[Web page code records]
-- BEGIN --

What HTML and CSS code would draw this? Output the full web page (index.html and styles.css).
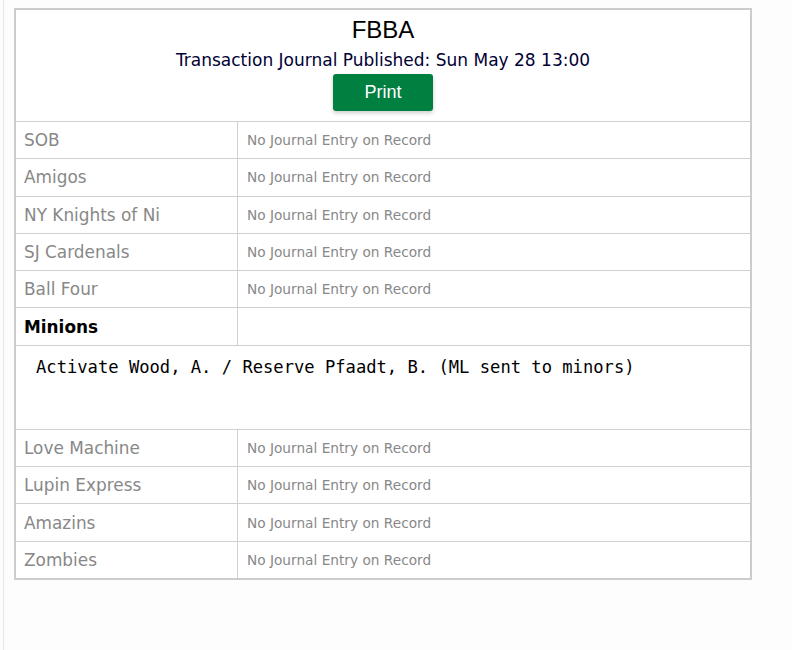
FILE: index.html
```html
<!DOCTYPE html>
<html>
<head>
<meta charset="utf-8">
<link rel="stylesheet" href="styles.css">
</head>
<body>
<div class="page">
  <table class="journal">
    <tr>
      <th colspan="2" class="head">
        <div class="title">FBBA</div>
        <div class="subtitle">Transaction Journal Published: Sun May 28 13:00</div>
        <button class="print">Print</button>
      </th>
    </tr>
    <tr><td class="team">SOB</td><td class="none">No Journal Entry on Record</td></tr>
    <tr><td class="team">Amigos</td><td class="none">No Journal Entry on Record</td></tr>
    <tr><td class="team">NY Knights of Ni</td><td class="none">No Journal Entry on Record</td></tr>
    <tr><td class="team">SJ Cardenals</td><td class="none">No Journal Entry on Record</td></tr>
    <tr><td class="team">Ball Four</td><td class="none">No Journal Entry on Record</td></tr>
    <tr><td class="team active">Minions</td><td class="none"></td></tr>
    <tr><td colspan="2" class="entry"><pre>Activate Wood, A. / Reserve Pfaadt, B. (ML sent to minors)</pre></td></tr>
    <tr><td class="team">Love Machine</td><td class="none">No Journal Entry on Record</td></tr>
    <tr><td class="team">Lupin Express</td><td class="none">No Journal Entry on Record</td></tr>
    <tr><td class="team">Amazins</td><td class="none">No Journal Entry on Record</td></tr>
    <tr><td class="team">Zombies</td><td class="none">No Journal Entry on Record</td></tr>
  </table>
</div>
</body>
</html>
```

FILE: styles.css
```css
html, body {
  margin: 0;
  padding: 0;
  background: #fdfdfd;
}
.page {
  margin-left: 3px;
  border-left: 1px solid #e6e6e6;
  min-height: 650px;
  box-sizing: border-box;
  padding: 8px 0 0 10px;
}
.journal {
  width: 738px;
  border-collapse: collapse;
  border: 2px solid #cccccc;
  background: #ffffff;
  font-family: "DejaVu Sans", Verdana, sans-serif;
}
.journal td, .journal th {
  border: 1px solid #d0d0d0;
  padding: 0;
}
.head {
  height: 111px;
  text-align: center;
  font-weight: normal;
  vertical-align: top;
}
.title {
  font-family: "Liberation Sans", Arial, sans-serif;
  font-size: 24px;
  color: #000;
  margin-top: 6px;
  line-height: 28px;
}
.subtitle {
  font-size: 17px;
  color: #000033;
  line-height: 20px;
  margin-top: 6px;
}
.print {
  margin-top: 4px;
  width: 100px;
  height: 37px;
  border: none;
  border-radius: 3px;
  background: #008040;
  color: #fff;
  font-family: "Liberation Sans", Arial, sans-serif;
  font-size: 18px;
  box-shadow: 0 2px 4px rgba(0,0,0,0.2);
  padding: 0;
}
.team {
  width: 213px;
  height: 36.3px;
  padding: 0 0 0 8px !important;
  font-size: 16.9px;
  color: #888888;
}
.team.active {
  color: #000;
  font-weight: bold;
}
.none {
  padding-left: 9px !important;
  font-size: 13.7px;
  color: #888888;
}
.entry {
  height: 83px;
  vertical-align: top;
}
.entry pre {
  margin: 11px 0 0 20px;
  font-family: "DejaVu Sans Mono", Consolas, monospace;
  font-size: 17.15px;
  color: #000;
}
```
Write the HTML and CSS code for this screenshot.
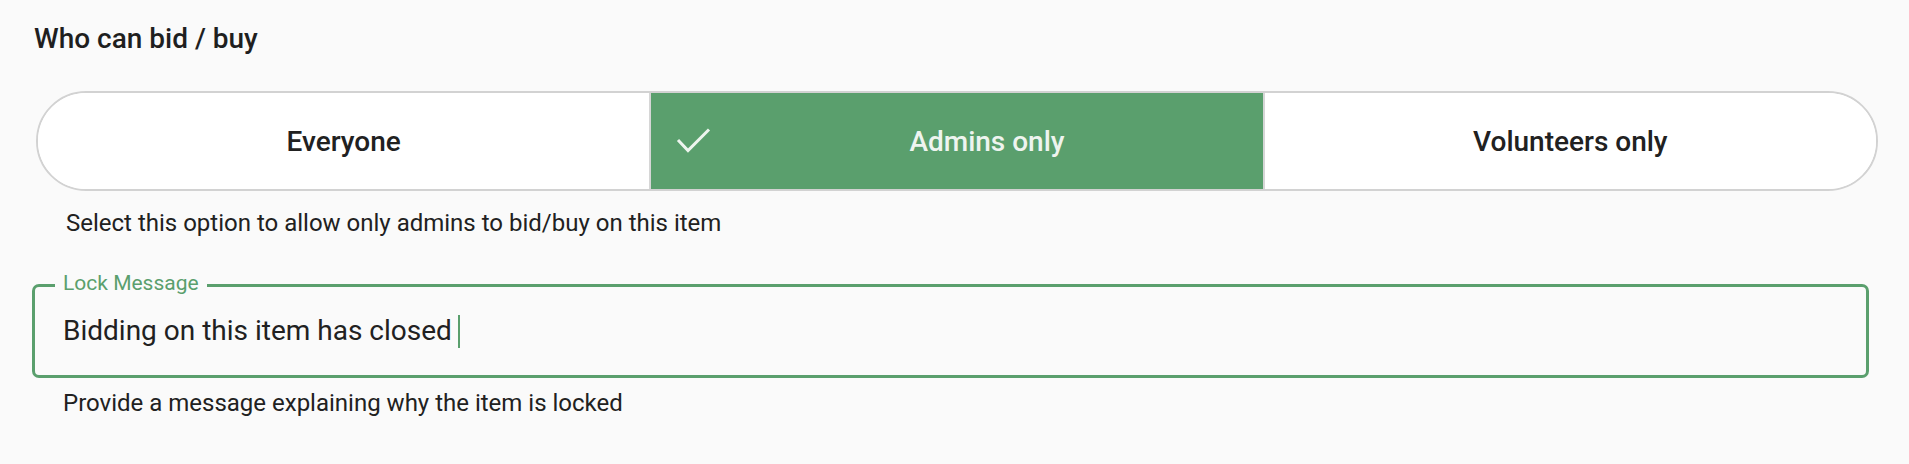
FILE: index.html
```html
<!DOCTYPE html>
<html lang="en">
<head>
<meta charset="utf-8">
<title>Who can bid / buy</title>
<link rel="stylesheet" href="styles.css">
</head>
<body>
<div class="page">
  <h2 class="title">Who can bid / buy</h2>
  <div class="segmented" role="group">
    <button class="seg" type="button"><span class="seg-text">Everyone</span></button>
    <button class="seg seg-selected" type="button">
      <svg class="seg-check" width="38" height="30" viewBox="0 0 38 30" aria-hidden="true">
        <polyline points="3,14 13,24.5 34,3.5" fill="none" stroke="#eef5ef" stroke-width="3" stroke-linecap="butt" stroke-linejoin="miter"/>
      </svg>
      <span class="seg-text">Admins only</span>
    </button>
    <button class="seg" type="button"><span class="seg-text">Volunteers only</span></button>
  </div>
  <p class="help">Select this option to allow only admins to bid/buy on this item</p>
  <div class="field">
    <span class="field-label">Lock Message</span>
    <div class="field-input">Bidding on this item has closed <span class="caret"></span></div>
  </div>
  <p class="helper">Provide a message explaining why the item is locked</p>
</div>
</body>
</html>
```
FILE: styles.css
```css
html, body {
  margin: 0;
  padding: 0;
  background: #fafafa;
}

body {
  font-family: Roboto, "Liberation Sans", Arial, sans-serif;
  color: #212121;
}

.page {
  padding-top: 22px;
  display: flex;
  flex-direction: column;
}

.title {
  margin: 0;
  padding-left: 34px;
  font-size: 28px;
  line-height: 34px;
  font-weight: 500;
  color: #1f1f1f;
}

.segmented {
  margin: 35px 31px 0 36px;
  height: 100px;
  box-sizing: border-box;
  border: 2px solid #d2d2d2;
  border-radius: 50px;
  overflow: hidden;
  display: flex;
  background: #ffffff;
}

.seg {
  flex: 1 1 0;
  min-width: 0;
  margin: 0;
  padding: 0;
  border: 0;
  background: #ffffff;
  font-family: inherit;
  font-size: 28px;
  font-weight: 500;
  color: #212121;
  display: flex;
  align-items: center;
  justify-content: center;
}

.seg + .seg {
  border-left: 2px solid #d6d6d6;
}

.seg-selected {
  background: #5a9f6d;
  color: #eef4ef;
  display: grid;
  grid-template-columns: 60px 1fr;
  align-items: center;
}

.seg-check {
  display: block;
  justify-self: end;
  margin-right: -2px;
}

.seg-selected .seg-text {
  justify-self: center;
}

.help {
  margin: 18px 0 0;
  padding-left: 66px;
  font-size: 24px;
  line-height: 28px;
  color: #212121;
}

.field {
  position: relative;
  margin: 47px 40px 0 32px;
  height: 94px;
  box-sizing: border-box;
  border: 3px solid #5a9f6d;
  border-radius: 7px;
}

.field-label {
  position: absolute;
  top: -16px;
  left: 20px;
  padding: 0 8px;
  background: #fafafa;
  font-size: 21px;
  line-height: 24px;
  color: #5a9f6d;
}

.field-input {
  padding-left: 28px;
  font-size: 28px;
  line-height: 88px;
  color: #212121;
  white-space: pre;
}

.caret {
  display: inline-block;
  width: 2px;
  height: 33px;
  margin-left: -1px;
  vertical-align: -8px;
  background: #5a9f6d;
}

.helper {
  margin: 11px 0 0;
  padding-left: 63px;
  font-size: 24px;
  line-height: 28px;
  color: #212121;
}
```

-- END --

◆ AIM: Restate each entry word for word, leaving out any pictures.

◆ THE RESULT:
What HTML and CSS code would draw this? Output the full web page (index.html and styles.css).
FILE: index.html
```html
<!DOCTYPE html>
<html>
<head>
<meta charset="utf-8">
<link rel="stylesheet" href="styles.css">
</head>
<body>
<div class="page">
  <table class="journal">
    <tr>
      <th colspan="2" class="head">
        <div class="title">FBBA</div>
        <div class="subtitle">Transaction Journal Published: Sun May 28 13:00</div>
        <button class="print">Print</button>
      </th>
    </tr>
    <tr><td class="team">SOB</td><td class="none">No Journal Entry on Record</td></tr>
    <tr><td class="team">Amigos</td><td class="none">No Journal Entry on Record</td></tr>
    <tr><td class="team">NY Knights of Ni</td><td class="none">No Journal Entry on Record</td></tr>
    <tr><td class="team">SJ Cardenals</td><td class="none">No Journal Entry on Record</td></tr>
    <tr><td class="team">Ball Four</td><td class="none">No Journal Entry on Record</td></tr>
    <tr><td class="team active">Minions</td><td class="none"></td></tr>
    <tr><td colspan="2" class="entry"><pre>Activate Wood, A. / Reserve Pfaadt, B. (ML sent to minors)</pre></td></tr>
    <tr><td class="team">Love Machine</td><td class="none">No Journal Entry on Record</td></tr>
    <tr><td class="team">Lupin Express</td><td class="none">No Journal Entry on Record</td></tr>
    <tr><td class="team">Amazins</td><td class="none">No Journal Entry on Record</td></tr>
    <tr><td class="team">Zombies</td><td class="none">No Journal Entry on Record</td></tr>
  </table>
</div>
</body>
</html>
```

FILE: styles.css
```css
html, body {
  margin: 0;
  padding: 0;
  background: #fdfdfd;
}
.page {
  margin-left: 3px;
  border-left: 1px solid #e6e6e6;
  min-height: 650px;
  box-sizing: border-box;
  padding: 8px 0 0 10px;
}
.journal {
  width: 738px;
  border-collapse: collapse;
  border: 2px solid #cccccc;
  background: #ffffff;
  font-family: "DejaVu Sans", Verdana, sans-serif;
}
.journal td, .journal th {
  border: 1px solid #d0d0d0;
  padding: 0;
}
.head {
  height: 111px;
  text-align: center;
  font-weight: normal;
  vertical-align: top;
}
.title {
  font-family: "Liberation Sans", Arial, sans-serif;
  font-size: 24px;
  color: #000;
  margin-top: 6px;
  line-height: 28px;
}
.subtitle {
  font-size: 17px;
  color: #000033;
  line-height: 20px;
  margin-top: 6px;
}
.print {
  margin-top: 4px;
  width: 100px;
  height: 37px;
  border: none;
  border-radius: 3px;
  background: #008040;
  color: #fff;
  font-family: "Liberation Sans", Arial, sans-serif;
  font-size: 18px;
  box-shadow: 0 2px 4px rgba(0,0,0,0.2);
  padding: 0;
}
.team {
  width: 213px;
  height: 36.3px;
  padding: 0 0 0 8px !important;
  font-size: 16.9px;
  color: #888888;
}
.team.active {
  color: #000;
  font-weight: bold;
}
.none {
  padding-left: 9px !important;
  font-size: 13.7px;
  color: #888888;
}
.entry {
  height: 83px;
  vertical-align: top;
}
.entry pre {
  margin: 11px 0 0 20px;
  font-family: "DejaVu Sans Mono", Consolas, monospace;
  font-size: 17.15px;
  color: #000;
}
```
Write the HTML and CSS code for this screenshot.
FILE: index.html
```html
<!DOCTYPE html>
<html lang="en">
<head>
<meta charset="utf-8">
<title>Who can bid / buy</title>
<link rel="stylesheet" href="styles.css">
</head>
<body>
<div class="page">
  <h2 class="title">Who can bid / buy</h2>
  <div class="segmented" role="group">
    <button class="seg" type="button"><span class="seg-text">Everyone</span></button>
    <button class="seg seg-selected" type="button">
      <svg class="seg-check" width="38" height="30" viewBox="0 0 38 30" aria-hidden="true">
        <polyline points="3,14 13,24.5 34,3.5" fill="none" stroke="#eef5ef" stroke-width="3" stroke-linecap="butt" stroke-linejoin="miter"/>
      </svg>
      <span class="seg-text">Admins only</span>
    </button>
    <button class="seg" type="button"><span class="seg-text">Volunteers only</span></button>
  </div>
  <p class="help">Select this option to allow only admins to bid/buy on this item</p>
  <div class="field">
    <span class="field-label">Lock Message</span>
    <div class="field-input">Bidding on this item has closed <span class="caret"></span></div>
  </div>
  <p class="helper">Provide a message explaining why the item is locked</p>
</div>
</body>
</html>
```
FILE: styles.css
```css
html, body {
  margin: 0;
  padding: 0;
  background: #fafafa;
}

body {
  font-family: Roboto, "Liberation Sans", Arial, sans-serif;
  color: #212121;
}

.page {
  padding-top: 22px;
  display: flex;
  flex-direction: column;
}

.title {
  margin: 0;
  padding-left: 34px;
  font-size: 28px;
  line-height: 34px;
  font-weight: 500;
  color: #1f1f1f;
}

.segmented {
  margin: 35px 31px 0 36px;
  height: 100px;
  box-sizing: border-box;
  border: 2px solid #d2d2d2;
  border-radius: 50px;
  overflow: hidden;
  display: flex;
  background: #ffffff;
}

.seg {
  flex: 1 1 0;
  min-width: 0;
  margin: 0;
  padding: 0;
  border: 0;
  background: #ffffff;
  font-family: inherit;
  font-size: 28px;
  font-weight: 500;
  color: #212121;
  display: flex;
  align-items: center;
  justify-content: center;
}

.seg + .seg {
  border-left: 2px solid #d6d6d6;
}

.seg-selected {
  background: #5a9f6d;
  color: #eef4ef;
  display: grid;
  grid-template-columns: 60px 1fr;
  align-items: center;
}

.seg-check {
  display: block;
  justify-self: end;
  margin-right: -2px;
}

.seg-selected .seg-text {
  justify-self: center;
}

.help {
  margin: 18px 0 0;
  padding-left: 66px;
  font-size: 24px;
  line-height: 28px;
  color: #212121;
}

.field {
  position: relative;
  margin: 47px 40px 0 32px;
  height: 94px;
  box-sizing: border-box;
  border: 3px solid #5a9f6d;
  border-radius: 7px;
}

.field-label {
  position: absolute;
  top: -16px;
  left: 20px;
  padding: 0 8px;
  background: #fafafa;
  font-size: 21px;
  line-height: 24px;
  color: #5a9f6d;
}

.field-input {
  padding-left: 28px;
  font-size: 28px;
  line-height: 88px;
  color: #212121;
  white-space: pre;
}

.caret {
  display: inline-block;
  width: 2px;
  height: 33px;
  margin-left: -1px;
  vertical-align: -8px;
  background: #5a9f6d;
}

.helper {
  margin: 11px 0 0;
  padding-left: 63px;
  font-size: 24px;
  line-height: 28px;
  color: #212121;
}
```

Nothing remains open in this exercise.